### Supplied entries ###

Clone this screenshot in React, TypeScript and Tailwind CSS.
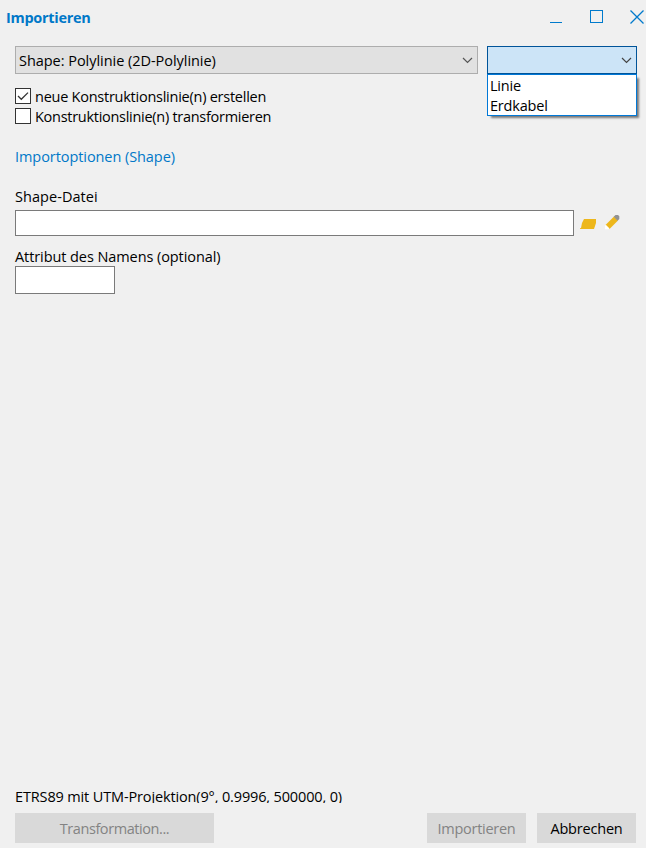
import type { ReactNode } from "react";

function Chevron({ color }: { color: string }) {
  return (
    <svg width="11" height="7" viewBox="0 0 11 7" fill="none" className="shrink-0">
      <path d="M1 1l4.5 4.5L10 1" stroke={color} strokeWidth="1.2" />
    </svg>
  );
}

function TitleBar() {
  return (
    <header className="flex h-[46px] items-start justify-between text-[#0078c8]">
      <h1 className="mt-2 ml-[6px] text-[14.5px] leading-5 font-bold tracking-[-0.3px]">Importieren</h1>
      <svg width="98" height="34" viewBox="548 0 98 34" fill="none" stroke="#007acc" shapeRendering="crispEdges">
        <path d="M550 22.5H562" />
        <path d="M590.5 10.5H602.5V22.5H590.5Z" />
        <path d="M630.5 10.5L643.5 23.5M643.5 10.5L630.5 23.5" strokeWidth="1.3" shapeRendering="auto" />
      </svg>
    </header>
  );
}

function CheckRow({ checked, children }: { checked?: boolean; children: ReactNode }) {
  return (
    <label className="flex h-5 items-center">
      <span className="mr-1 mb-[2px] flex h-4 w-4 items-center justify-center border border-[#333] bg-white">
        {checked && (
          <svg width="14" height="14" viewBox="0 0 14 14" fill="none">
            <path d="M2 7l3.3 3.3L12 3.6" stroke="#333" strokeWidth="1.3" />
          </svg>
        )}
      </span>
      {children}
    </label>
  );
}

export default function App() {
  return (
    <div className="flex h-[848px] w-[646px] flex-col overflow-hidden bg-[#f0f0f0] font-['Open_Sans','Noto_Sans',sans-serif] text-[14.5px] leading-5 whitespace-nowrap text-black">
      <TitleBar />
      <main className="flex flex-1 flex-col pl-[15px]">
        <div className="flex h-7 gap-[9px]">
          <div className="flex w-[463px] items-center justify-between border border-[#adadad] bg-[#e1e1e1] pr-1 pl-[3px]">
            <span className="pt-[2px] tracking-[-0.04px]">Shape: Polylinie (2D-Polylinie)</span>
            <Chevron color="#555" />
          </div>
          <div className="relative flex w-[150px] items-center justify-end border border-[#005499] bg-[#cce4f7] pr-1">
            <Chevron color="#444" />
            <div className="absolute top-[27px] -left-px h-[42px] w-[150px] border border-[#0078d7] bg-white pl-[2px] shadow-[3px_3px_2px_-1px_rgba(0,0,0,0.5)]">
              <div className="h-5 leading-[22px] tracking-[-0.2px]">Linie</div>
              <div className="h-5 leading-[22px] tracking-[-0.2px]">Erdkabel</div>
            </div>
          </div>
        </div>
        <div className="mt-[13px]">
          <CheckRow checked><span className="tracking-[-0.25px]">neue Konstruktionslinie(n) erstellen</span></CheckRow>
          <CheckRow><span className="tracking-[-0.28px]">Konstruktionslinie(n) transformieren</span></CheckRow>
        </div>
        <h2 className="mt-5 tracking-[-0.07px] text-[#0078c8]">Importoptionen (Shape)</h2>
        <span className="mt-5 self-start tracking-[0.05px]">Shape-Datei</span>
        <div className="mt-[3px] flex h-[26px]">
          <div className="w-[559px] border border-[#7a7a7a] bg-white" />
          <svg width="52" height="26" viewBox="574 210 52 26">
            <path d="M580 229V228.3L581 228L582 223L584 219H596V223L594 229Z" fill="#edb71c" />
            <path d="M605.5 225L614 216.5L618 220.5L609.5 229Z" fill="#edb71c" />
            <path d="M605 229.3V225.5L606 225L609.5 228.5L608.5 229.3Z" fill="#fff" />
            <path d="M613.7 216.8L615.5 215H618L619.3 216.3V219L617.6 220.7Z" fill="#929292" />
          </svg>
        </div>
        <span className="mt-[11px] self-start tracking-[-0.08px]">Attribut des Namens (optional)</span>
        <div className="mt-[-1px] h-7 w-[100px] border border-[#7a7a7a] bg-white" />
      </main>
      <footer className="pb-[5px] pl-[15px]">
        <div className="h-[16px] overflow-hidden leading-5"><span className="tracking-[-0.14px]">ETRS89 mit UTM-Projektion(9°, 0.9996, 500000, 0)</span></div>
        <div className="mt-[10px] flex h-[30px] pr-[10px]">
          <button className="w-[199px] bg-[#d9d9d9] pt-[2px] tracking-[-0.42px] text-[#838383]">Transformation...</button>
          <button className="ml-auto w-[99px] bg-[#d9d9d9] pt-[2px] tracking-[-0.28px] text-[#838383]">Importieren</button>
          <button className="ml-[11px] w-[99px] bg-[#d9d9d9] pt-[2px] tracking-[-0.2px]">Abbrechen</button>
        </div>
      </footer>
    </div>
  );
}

###
### Supplied entries ###

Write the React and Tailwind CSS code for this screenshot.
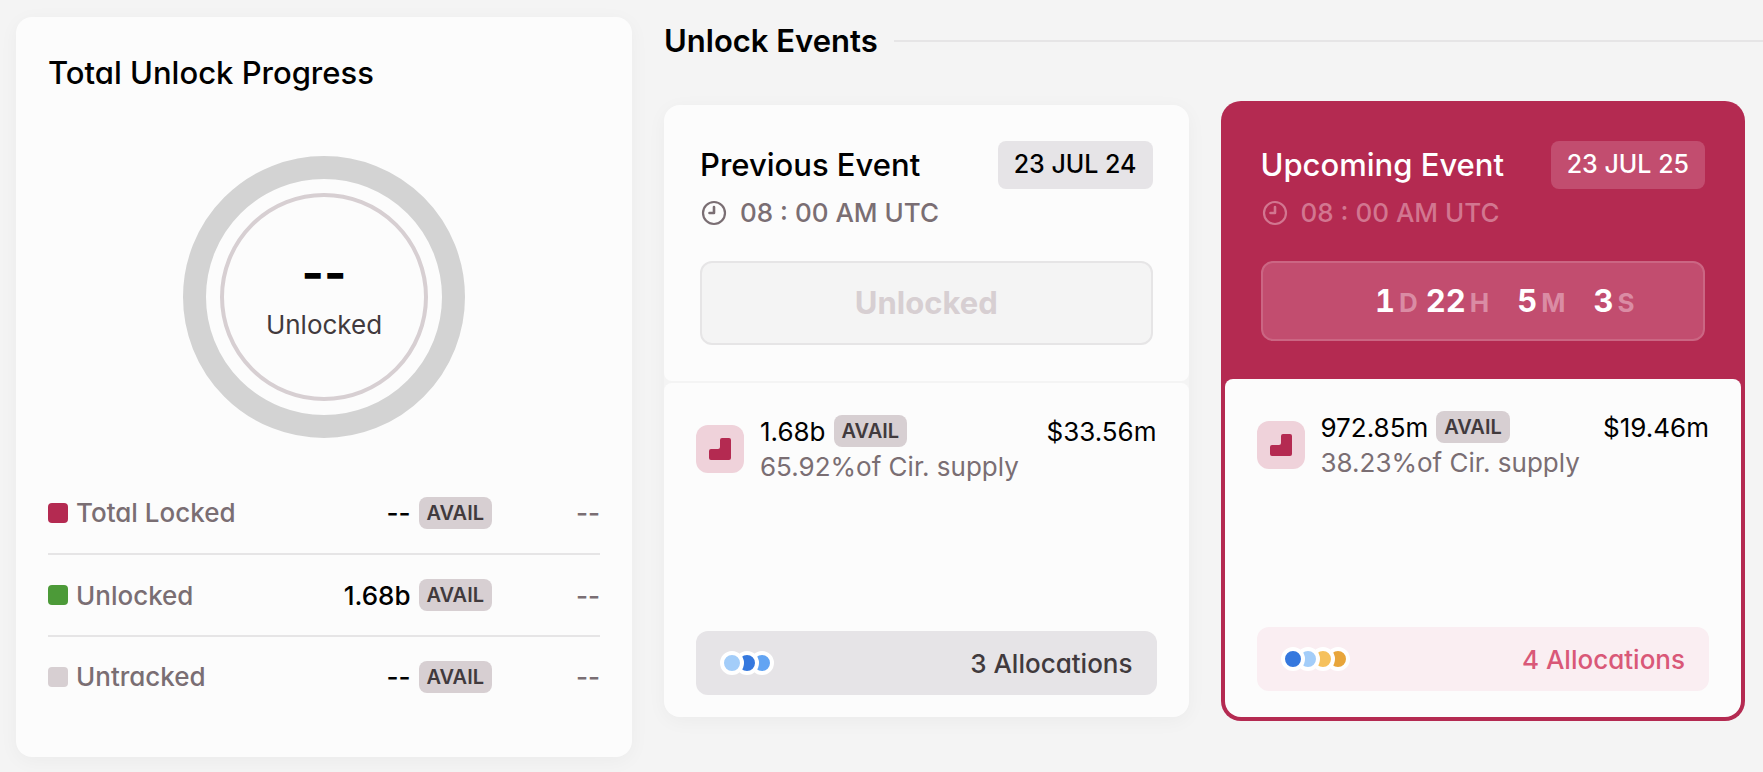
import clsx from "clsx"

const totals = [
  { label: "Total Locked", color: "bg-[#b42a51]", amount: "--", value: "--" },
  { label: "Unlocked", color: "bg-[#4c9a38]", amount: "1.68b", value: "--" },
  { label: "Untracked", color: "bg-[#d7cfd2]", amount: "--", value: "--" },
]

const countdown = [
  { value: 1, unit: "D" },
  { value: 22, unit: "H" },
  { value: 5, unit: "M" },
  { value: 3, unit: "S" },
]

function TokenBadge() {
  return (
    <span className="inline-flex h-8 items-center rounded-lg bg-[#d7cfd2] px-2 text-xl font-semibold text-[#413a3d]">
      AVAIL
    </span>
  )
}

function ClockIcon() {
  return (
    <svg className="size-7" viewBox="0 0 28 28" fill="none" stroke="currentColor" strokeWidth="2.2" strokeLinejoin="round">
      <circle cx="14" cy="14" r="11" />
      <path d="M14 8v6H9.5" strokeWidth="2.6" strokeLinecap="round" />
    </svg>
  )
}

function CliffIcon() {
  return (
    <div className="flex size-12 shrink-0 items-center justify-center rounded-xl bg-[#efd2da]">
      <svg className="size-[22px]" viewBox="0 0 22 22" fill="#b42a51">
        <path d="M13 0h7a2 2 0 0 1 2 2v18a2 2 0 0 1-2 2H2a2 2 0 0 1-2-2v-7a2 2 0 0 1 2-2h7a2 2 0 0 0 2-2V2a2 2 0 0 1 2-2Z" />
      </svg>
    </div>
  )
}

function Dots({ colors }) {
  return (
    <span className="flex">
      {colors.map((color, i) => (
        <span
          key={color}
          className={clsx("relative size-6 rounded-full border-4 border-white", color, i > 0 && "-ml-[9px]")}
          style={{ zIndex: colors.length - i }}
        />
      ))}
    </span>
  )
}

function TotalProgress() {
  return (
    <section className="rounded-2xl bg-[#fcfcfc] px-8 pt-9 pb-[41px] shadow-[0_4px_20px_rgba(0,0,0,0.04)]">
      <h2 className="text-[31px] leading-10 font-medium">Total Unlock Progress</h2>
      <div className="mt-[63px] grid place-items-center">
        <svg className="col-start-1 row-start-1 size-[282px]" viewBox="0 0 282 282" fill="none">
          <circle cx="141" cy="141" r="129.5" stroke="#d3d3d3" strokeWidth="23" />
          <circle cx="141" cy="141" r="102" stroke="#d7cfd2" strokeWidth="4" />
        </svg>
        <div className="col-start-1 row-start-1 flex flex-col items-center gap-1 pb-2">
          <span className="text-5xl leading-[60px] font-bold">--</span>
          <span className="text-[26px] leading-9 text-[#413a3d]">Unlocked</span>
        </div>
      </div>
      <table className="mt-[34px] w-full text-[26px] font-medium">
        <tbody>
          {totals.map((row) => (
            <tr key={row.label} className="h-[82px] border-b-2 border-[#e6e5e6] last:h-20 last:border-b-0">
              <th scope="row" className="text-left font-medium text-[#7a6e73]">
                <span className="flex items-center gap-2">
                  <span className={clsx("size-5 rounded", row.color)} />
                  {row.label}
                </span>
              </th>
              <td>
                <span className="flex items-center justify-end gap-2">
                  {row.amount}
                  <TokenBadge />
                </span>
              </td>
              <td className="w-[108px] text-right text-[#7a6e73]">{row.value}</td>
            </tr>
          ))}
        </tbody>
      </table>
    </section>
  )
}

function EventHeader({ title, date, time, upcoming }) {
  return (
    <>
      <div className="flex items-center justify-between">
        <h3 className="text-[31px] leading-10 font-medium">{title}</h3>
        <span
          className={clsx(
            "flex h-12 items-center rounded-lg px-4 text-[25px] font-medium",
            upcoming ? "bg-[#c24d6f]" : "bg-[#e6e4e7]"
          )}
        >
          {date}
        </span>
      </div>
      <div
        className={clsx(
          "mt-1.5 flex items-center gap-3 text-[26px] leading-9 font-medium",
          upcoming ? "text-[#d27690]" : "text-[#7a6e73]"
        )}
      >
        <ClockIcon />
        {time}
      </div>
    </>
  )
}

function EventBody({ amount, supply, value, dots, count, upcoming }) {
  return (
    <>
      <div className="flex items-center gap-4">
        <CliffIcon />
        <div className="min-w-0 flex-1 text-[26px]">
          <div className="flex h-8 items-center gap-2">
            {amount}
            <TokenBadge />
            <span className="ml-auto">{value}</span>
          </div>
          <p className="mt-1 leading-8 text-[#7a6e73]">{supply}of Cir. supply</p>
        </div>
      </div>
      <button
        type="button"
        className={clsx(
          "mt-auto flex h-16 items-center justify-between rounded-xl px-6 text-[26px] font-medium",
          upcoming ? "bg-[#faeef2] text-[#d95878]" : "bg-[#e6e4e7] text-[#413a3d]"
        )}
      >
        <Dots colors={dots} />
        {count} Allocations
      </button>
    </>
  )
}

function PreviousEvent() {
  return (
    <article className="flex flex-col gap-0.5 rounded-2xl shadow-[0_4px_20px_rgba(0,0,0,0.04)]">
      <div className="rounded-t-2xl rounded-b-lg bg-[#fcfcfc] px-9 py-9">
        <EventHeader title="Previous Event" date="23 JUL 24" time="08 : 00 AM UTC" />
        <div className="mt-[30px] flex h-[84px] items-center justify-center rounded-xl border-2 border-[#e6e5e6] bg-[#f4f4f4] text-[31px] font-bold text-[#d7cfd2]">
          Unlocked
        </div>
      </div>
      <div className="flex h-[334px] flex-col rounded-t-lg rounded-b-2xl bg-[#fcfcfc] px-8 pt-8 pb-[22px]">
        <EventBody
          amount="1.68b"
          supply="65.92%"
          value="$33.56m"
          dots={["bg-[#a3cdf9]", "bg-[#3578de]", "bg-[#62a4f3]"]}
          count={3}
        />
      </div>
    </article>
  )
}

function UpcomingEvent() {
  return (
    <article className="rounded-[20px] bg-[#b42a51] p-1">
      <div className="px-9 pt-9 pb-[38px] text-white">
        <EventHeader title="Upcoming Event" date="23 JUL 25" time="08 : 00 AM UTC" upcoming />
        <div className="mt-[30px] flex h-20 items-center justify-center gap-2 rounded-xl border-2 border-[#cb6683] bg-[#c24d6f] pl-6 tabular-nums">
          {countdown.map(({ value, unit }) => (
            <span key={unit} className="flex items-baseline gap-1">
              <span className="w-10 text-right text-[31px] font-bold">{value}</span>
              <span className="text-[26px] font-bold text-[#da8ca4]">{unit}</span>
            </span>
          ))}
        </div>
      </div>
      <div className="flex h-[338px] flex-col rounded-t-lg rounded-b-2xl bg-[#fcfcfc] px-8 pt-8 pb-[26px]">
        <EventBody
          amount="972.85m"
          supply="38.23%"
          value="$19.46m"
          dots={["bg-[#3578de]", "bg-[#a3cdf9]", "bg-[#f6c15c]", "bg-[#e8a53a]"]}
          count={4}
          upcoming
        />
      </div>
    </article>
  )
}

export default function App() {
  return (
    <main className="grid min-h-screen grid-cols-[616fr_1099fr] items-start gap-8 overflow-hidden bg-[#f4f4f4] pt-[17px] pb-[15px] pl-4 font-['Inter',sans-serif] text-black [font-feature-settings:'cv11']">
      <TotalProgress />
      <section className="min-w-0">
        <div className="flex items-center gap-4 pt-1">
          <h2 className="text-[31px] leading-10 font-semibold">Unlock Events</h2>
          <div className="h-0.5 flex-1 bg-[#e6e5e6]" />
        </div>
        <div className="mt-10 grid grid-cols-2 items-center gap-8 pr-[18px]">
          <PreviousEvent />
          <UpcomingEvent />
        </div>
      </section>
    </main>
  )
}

###

Required task:
Extract each line from the entries above that contains the string "Tailwind".

Output of the exercise:
Clone this screenshot in React, TypeScript and Tailwind CSS.
Write the React and Tailwind CSS code for this screenshot.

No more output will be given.